→ **Collected data**
━━━━━━━━

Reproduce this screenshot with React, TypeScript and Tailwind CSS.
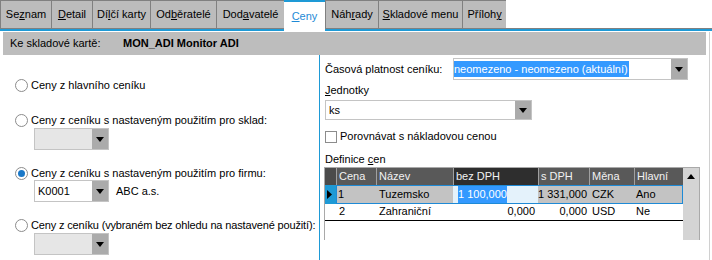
import React from 'react';

const tabs = [
  { pre: 'Se', u: 'z', post: 'nam', w: 'w-[51px]' },
  { pre: '', u: 'D', post: 'etail', w: 'w-[41px]' },
  { pre: 'Dí', u: 'l', post: 'čí karty', w: 'w-[58px]' },
  { pre: 'Od', u: 'b', post: 'ěratelé', w: 'w-[66px]' },
  { pre: 'Dod', u: 'a', post: 'vatelé', w: 'w-[68px]' },
  { pre: '', u: 'C', post: 'eny', w: 'w-[41px]', active: true },
  { pre: 'Náh', u: 'r', post: 'ady', w: 'w-[53px]' },
  { pre: '', u: 'S', post: 'kladové menu', w: 'w-[84px]' },
  { pre: 'Příloh', u: 'y', post: '', w: 'w-[44px]' },
];

// small black arrow used in combo buttons
function Arrow({ up = false }: { up?: boolean }) {
  return (
    <svg width="8" height="5" viewBox="0 0 8 5">
      <path d={up ? 'M0 5 L4 0 L8 5 Z' : 'M0 0 L8 0 L4 5 Z'} fill="#000" />
    </svg>
  );
}

function Combo({ w, h = 'h-[22px]', disabled = false, children }: { w: string; h?: string; disabled?: boolean; children?: React.ReactNode }) {
  return (
    <div className={`${w} ${h} flex border border-[#c4c4c4] ${disabled ? 'bg-[#e6e6e6]' : 'bg-white'}`}>
      <div className="flex-1 flex items-center min-w-0 whitespace-nowrap">{children}</div>
      <div className="w-[16px] bg-[#ababab] flex items-center justify-center">
        <Arrow />
      </div>
    </div>
  );
}

function Radio({ checked = false, label, tight = false }: { checked?: boolean; label: string; tight?: boolean }) {
  return (
    <div className="flex items-center h-[14px] pl-[15px] whitespace-nowrap">
      <div className="w-[13px] h-[13px] shrink-0 rounded-full border border-[#8c8c8c] bg-white flex items-center justify-center">
        {checked && <div className="w-[7px] h-[7px] rounded-full bg-[#1a78c8]" />}
      </div>
      <span className={`ml-[3px] ${tight ? 'tracking-[-0.15px]' : ''}`}>{label}</span>
    </div>
  );
}

export default function App() {
  return (
    <div className="w-[712px] h-[260px] bg-white overflow-hidden text-[11px] text-black font-['Liberation_Sans',Arial,sans-serif]">
      {/* Tab strip */}
      <div className="flex h-[32px]">
        {tabs.map((t, i) =>
          t.active ? (
            <div key={i} className={`${t.w} h-full flex flex-col`}>
              <div className="h-[31px] bg-white border-t-2 border-[#1e9ad6] flex items-center justify-center text-[#1e8ad6]">
                <span>
                  {t.pre}
                  <span className="underline">{t.u}</span>
                  {t.post}
                </span>
              </div>
              <div className="h-[1px] bg-white" />
            </div>
          ) : (
            <div key={i} className={`${t.w} h-full flex flex-col`}>
              <div className="h-[29px] bg-[#bcbcbc] border-t border-l border-b border-[#808080] flex items-center justify-center">
                <span>
                  {t.pre}
                  <span className="underline">{t.u}</span>
                  {t.post}
                </span>
              </div>
              <div className="h-[2px] bg-[#1e9ad6]" />
            </div>
          )
        )}
        <div className="flex-1 h-full flex flex-col">
          <div className="h-[29px] bg-white border-b border-[#808080]" />
          <div className="h-[2px] bg-[#1e9ad6]" />
        </div>
      </div>

      {/* Content */}
      <div className="h-[228px] pl-[3px] pr-[2px] flex flex-col">
        <div className="flex-1 flex flex-col border-r border-[#d0d0d0] pr-[3px]">
          <div className="h-[23px] bg-[#bdbdbd] flex items-center pl-[7px]">
            <span className="w-[113px]">Ke skladové kartě:</span>
            <span className="font-bold">MON_ADI Monitor ADI</span>
          </div>

          <div className="flex-1 flex">
            {/* Left panel */}
            <div className="w-[319px] shrink-0 flex flex-col pt-[23px] -ml-[3px]">
              <Radio label="Ceny z hlavního ceníku" />
              <div className="mt-[21px]">
                <Radio label="Ceny z ceníku s nastaveným použitím pro sklad:" />
              </div>
              <div className="mt-[1px] pl-[34px]">
                <Combo w="w-[75px]" disabled />
              </div>
              <div className="mt-[16px]">
                <Radio checked label="Ceny z ceníku s nastaveným použitím pro firmu:" />
              </div>
              <div className="pl-[34px] flex items-center">
                <Combo w="w-[75px]">
                  <span className="pl-[3px]">K0001</span>
                </Combo>
                <span className="ml-[7px]">ABC a.s.</span>
              </div>
              <div className="mt-[16px]">
                <Radio tight label="Ceny z ceníku (vybraném bez ohledu na nastavené použití):" />
              </div>
              <div className="mt-[1px] pl-[34px]">
                <Combo w="w-[75px]" disabled />
              </div>
            </div>

            {/* Right panel */}
            <div className="flex-1 border-l border-[#1e9ad6] flex flex-col pl-[4px]">
              <div className="mt-[3px] flex items-center">
                <span className="w-[129px] pl-[1px]">Časová platnost ceníku:</span>
                <Combo w="w-[235px]">
                  <span className="bg-[#3399ff] text-white pr-[1px]">neomezeno - neomezeno (aktuální)</span>
                </Combo>
              </div>
              <div className="h-[20px] flex items-center pl-[1px]">
                <span>
                  <span className="underline">J</span>ednotky
                </span>
              </div>
              <div className="pl-[1px]">
                <Combo w="w-[207px]" h="h-[20px]">
                  <span className="pl-[3px]">ks</span>
                </Combo>
              </div>
              <div className="mt-[10px] flex items-center h-[13px] pl-[1px]">
                <div className="w-[12px] h-[12px] border border-[#8c8c8c] bg-white" />
                <span className="ml-[3px]">Porovnávat s nákladovou cenou</span>
              </div>
              <div className="mt-[9px] h-[14px] flex items-center pl-[1px]">
                <span>
                  Definice <span className="underline">c</span>en
                </span>
              </div>

              {/* Grid */}
              <div className="mt-[1px] w-[376px] h-[73px] border-t border-l border-r border-[#a9a9a9] flex">
                <div className="flex flex-col">
                  <div className="grid grid-cols-[11px_40px_77px_85px_51px_45px_49px] h-[17px] bg-[#595959] text-[#f2f2f2]">
                    <div className="bg-[#4b4b4b]" />
                    <div className="border-l border-[#a0a0a0] pl-[2px] flex items-center">Cena</div>
                    <div className="border-l border-[#a0a0a0] pl-[2px] flex items-center">Název</div>
                    <div className="border-l border-[#a0a0a0] bg-[#2e2e2e] pl-[2px] flex items-center">bez DPH</div>
                    <div className="border-l border-[#a0a0a0] pl-[2px] flex items-center">s DPH</div>
                    <div className="border-l border-[#a0a0a0] pl-[2px] flex items-center">Měna</div>
                    <div className="border-l border-[#a0a0a0] pl-[2px] flex items-center">Hlavní</div>
                  </div>
                  <div className="grid grid-cols-[11px_40px_77px_85px_51px_45px_49px] h-[18px] border-b border-black">
                    <div className="bg-[#1e9ad6] flex items-center pl-[2px]">
                      <svg width="5" height="9" viewBox="0 0 5 9">
                        <path d="M0 0 L5 4.5 L0 9 Z" fill="#000" />
                      </svg>
                    </div>
                    <div className="col-span-6 grid grid-cols-[40px_77px_85px_51px_45px_49px] bg-[#c3c3c3] shadow-[inset_0_0_0_1px_#1e8ad6]">
                      <div className="pl-[2px] flex items-center">1</div>
                      <div className="pl-[3px] flex items-center">Tuzemsko</div>
                      <div className="my-[1px] bg-[#e4f2fb] flex items-center pl-[5px]">
                        <span className="bg-[#3399ff] text-white">1 100,000</span>
                      </div>
                      <div className="flex items-center justify-end pr-[2px]">1 331,000</div>
                      <div className="pl-[3px] flex items-center">CZK</div>
                      <div className="pl-[2px] flex items-center">Ano</div>
                    </div>
                  </div>
                  <div className="grid grid-cols-[11px_40px_77px_85px_51px_45px_49px] h-[18px] border-b border-black">
                    <div />
                    <div className="pl-[3px] flex items-center">2</div>
                    <div className="pl-[3px] flex items-center">Zahraniční</div>
                    <div className="flex items-center justify-end pr-[3px]">0,000</div>
                    <div className="flex items-center justify-end pr-[2px]">0,000</div>
                    <div className="pl-[3px] flex items-center">USD</div>
                    <div className="pl-[2px] flex items-center">Ne</div>
                  </div>
                </div>
                {/* Scrollbar */}
                <div className="flex-1 bg-[#d4d4d4] flex flex-col">
                  <div className="h-[17px] flex items-center justify-center">
                    <Arrow up />
                  </div>
                </div>
              </div>
            </div>
          </div>
        </div>
      </div>
    </div>
  );
}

━━━━━━━━

Pictures excluded, repeat exactly the lines from the top of the material through the line with "import React from 'react';", including both of those lines.

Reproduce this screenshot with React, TypeScript and Tailwind CSS.
import React from 'react';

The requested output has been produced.